To read the Bible as if a given passage can be understood and applied apart from its surrounding literary and cultural context results in a flat reading that obscures many boundaries of God’s revelation.


The way we read the Bible shapes our theology, which is simply our understanding of the larger message of the Bible. The more extensively and appropriately we read the Bible, the healthier should be our theology. Interpretation of particular passages and our theology ideally will interrelate with one another in a positive way. Our biases and blind spots, however, hinder this process.

As we grow in theological understanding (which involves our life response to the text as well as our intellectual study), we come to appreciate some important dimensions of the Bible. We recognize progressive revelation, the way in which God’s will is revealed with increasingly clarity as it comes to its fulfillment in Jesus (see Matthew 5:17-18; Hebrews 1:1-2). We also find certain emphases that give different weight to aspects of God’s revelation (see Hosea 6:6; Micah 6:8; Matthew 22:34-40; 23:23).

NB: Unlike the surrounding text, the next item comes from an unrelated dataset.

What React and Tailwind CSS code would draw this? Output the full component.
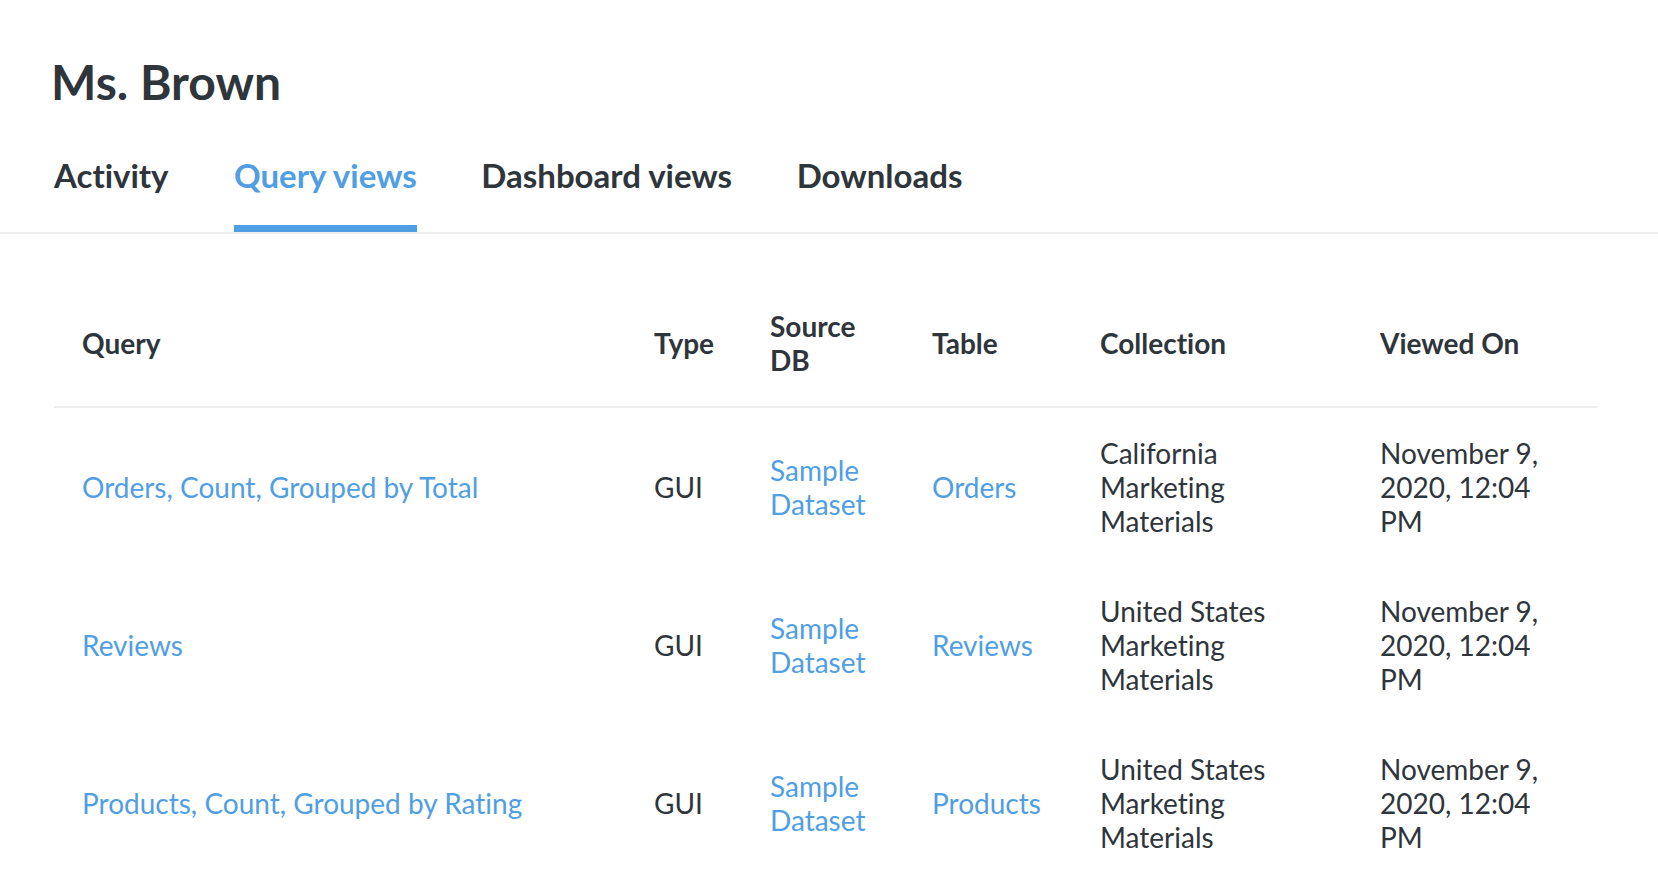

Another issue with which our developing theology confronts us is the tensions that exist within Scripture. We wrestle, for example, with divine sovereignty and human free will, or the staggering love of God and his judgment. We often seem to be more eager to resolve these tensions (because they make us uncomfortable) than is the Bible itself. Unfortunately to resolve them to our satisfaction flattens the more complex texture of Scripture.

To read the Bible as if every passage or issue addressed carries equal weight and every tension is a problem to be resolved results in a flat reading that obscures the complexity of God’s revelation.

Avoiding a flat reading of the Bible will not resolve every interpretive disagreement, but it will put us on a much healthier path, one that respects the way God chose to shape his revelation to us.